Because we can identify $\partial (g \circ f)(a)$ with its associated matrix which, in the sense mentioned above, is $\partial g (f(a)) \partial f(a)$, the chain rule can be consequently written as $$\partial (g \circ f)(a) = \partial g (f(a)) \partial f(a)$$
As such, I can understand the chain rule's formula $\partial (g \circ f)(a) = \partial g (f(a)) \partial f(a)$ in two ways:
- It is a function composition of two maps $\partial g (f(a))$ and $\partial f(a)$, i.e.
$$\begin {array}{l|rcl} \partial (g \circ f)(a) & \mathbb R^k & \longrightarrow & \mathbb R^n \\ & v & \longmapsto & \partial g (f(a)) \circ \partial f(a) (v) \end{array}$$
- It is a matrix multiplication of $[\partial g (f(a))]$ and $[\partial f(a)]$. i.e.
$$\begin {array}{l|rcl} \partial (g \circ f)(a) & \mathbb R^k & \longrightarrow & \mathbb R^n \\ & v & \longmapsto & [\partial g (f(a))] [\partial f(a)] v \end{array}$$
Your write up looks fine.
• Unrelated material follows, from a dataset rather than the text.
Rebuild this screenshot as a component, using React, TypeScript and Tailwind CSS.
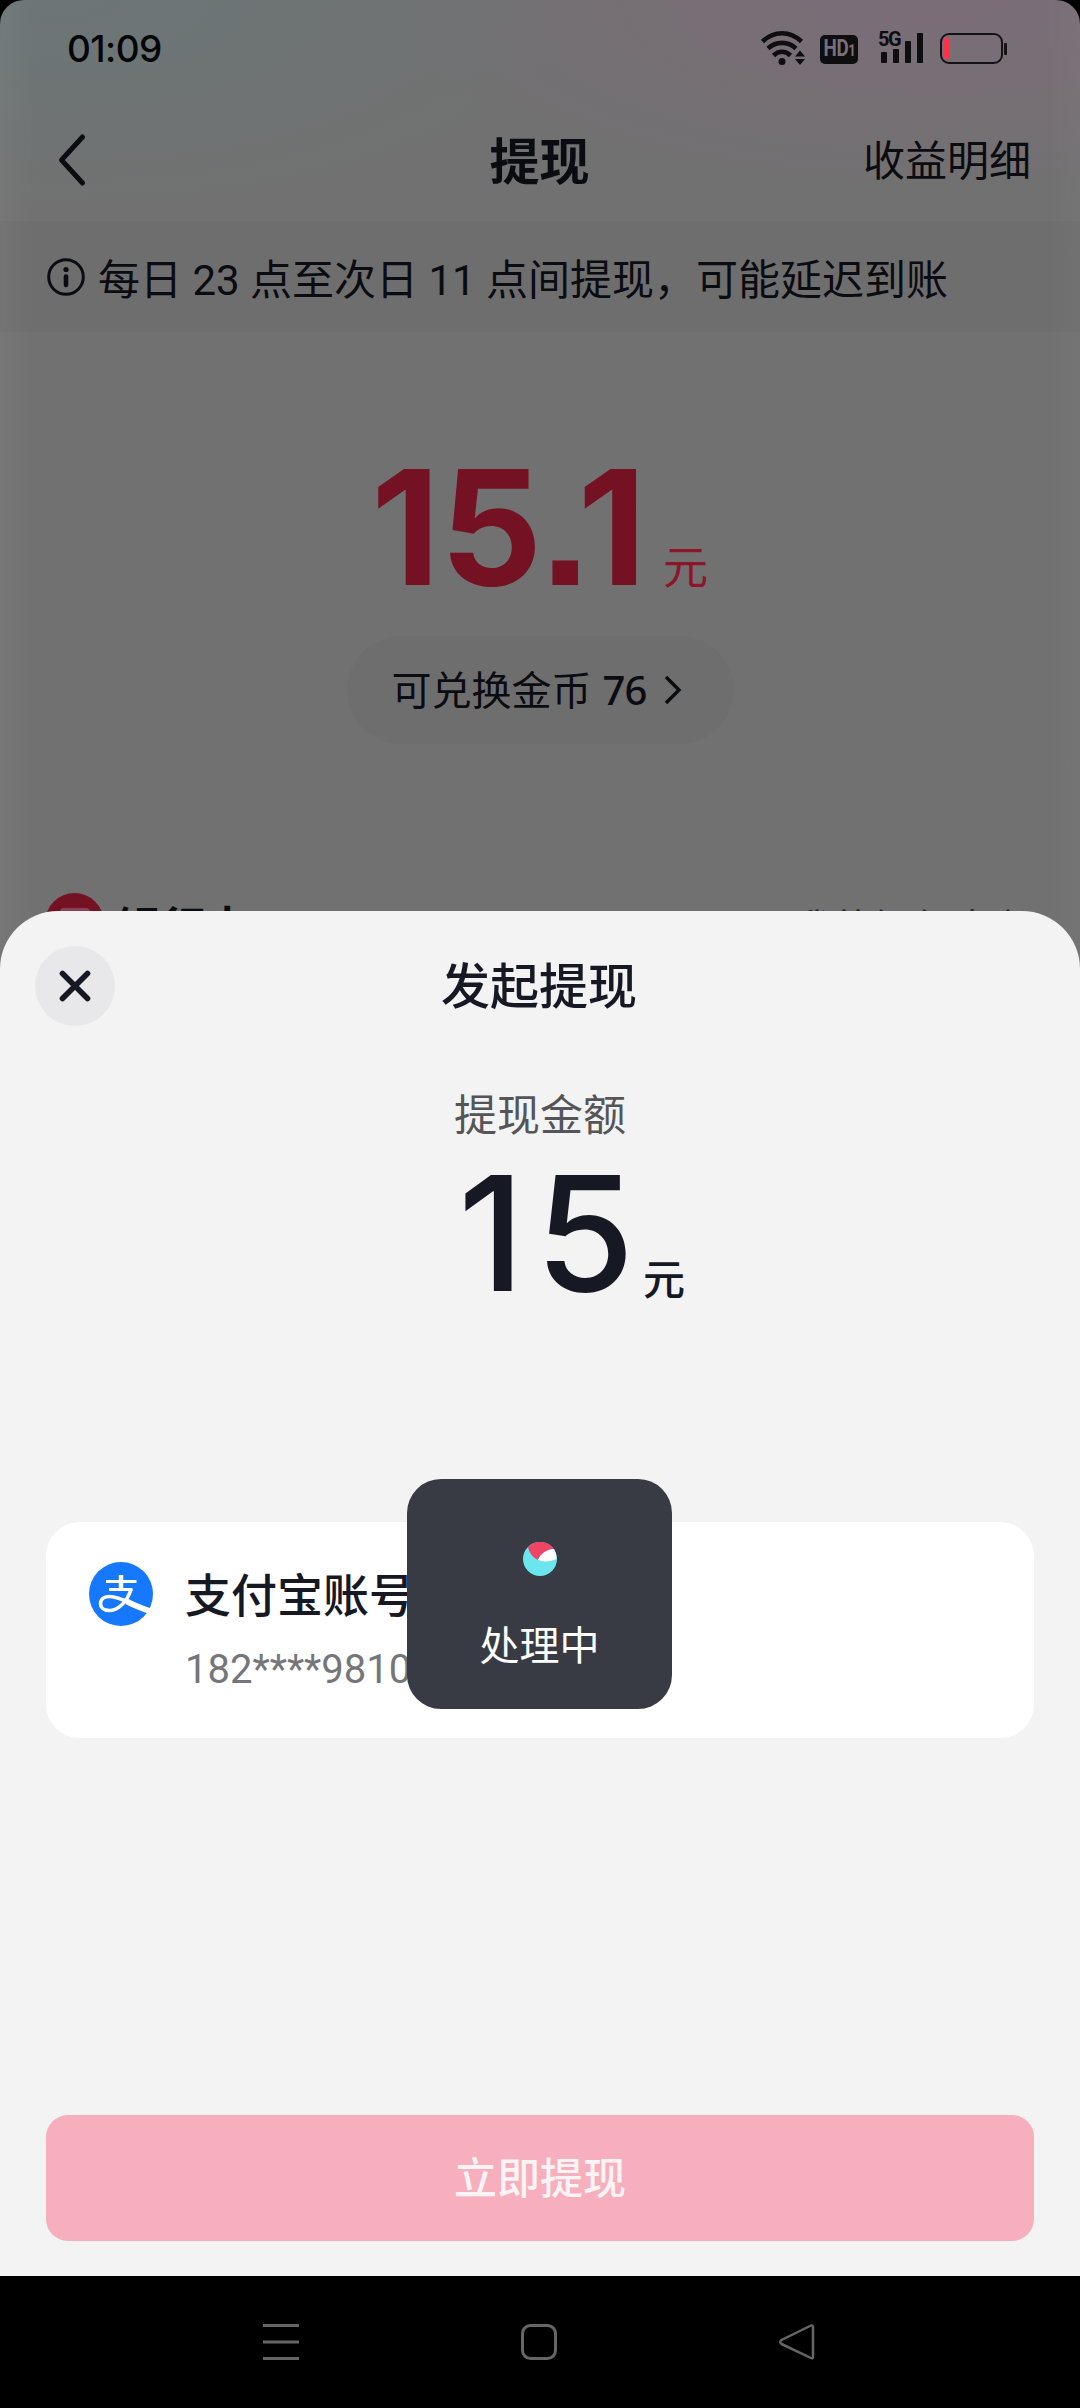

Some broad commentary:
Assuming that $A,B,C$ are suitable spaces, with $f:A\to B$ and $g:B \to C$, then I will denote the derivative of $f$ at $a \in A$ by $Df(a)$. Note that $Df(a):A \to B$ is a linear operator, so given $\delta \in A$ we have $Df(a)(\delta) \in B$.
The chain rule states that if $h=g \circ f$, then $Dh(a)= Dg(f(a)) \circ Df(a)$, the composition of linear operators.
If $A=\mathbb{}R^k$, $B=\mathbb{}R^m$, then we typically identify a linear operator $L:A \to B$ with the matrix representation in terms of the standard bases $e_i$ and write the evaluation at $\delta \in A$ as $L \cdot \delta$ rather than $L(\delta)$. Similarly, if $C=\mathbb{R}^n$, and $M:B \to C$ is also linear, we write evaluation of $M \circ L$ at $\delta \in A$ as $M \cdot L \cdot \delta$ rather than $M(L(\delta))$.
However, one cannot always write the evaluation of a linear operator on a finite dimensional space as the product of a single matrix and a point in the space, for example, if $A=\mathbb{R}^{2 \times 2}$, $B=\mathbb{R}$ with $L(a) = [a]_{11}$, then this cannot be expressed in the form $D \cdot a$.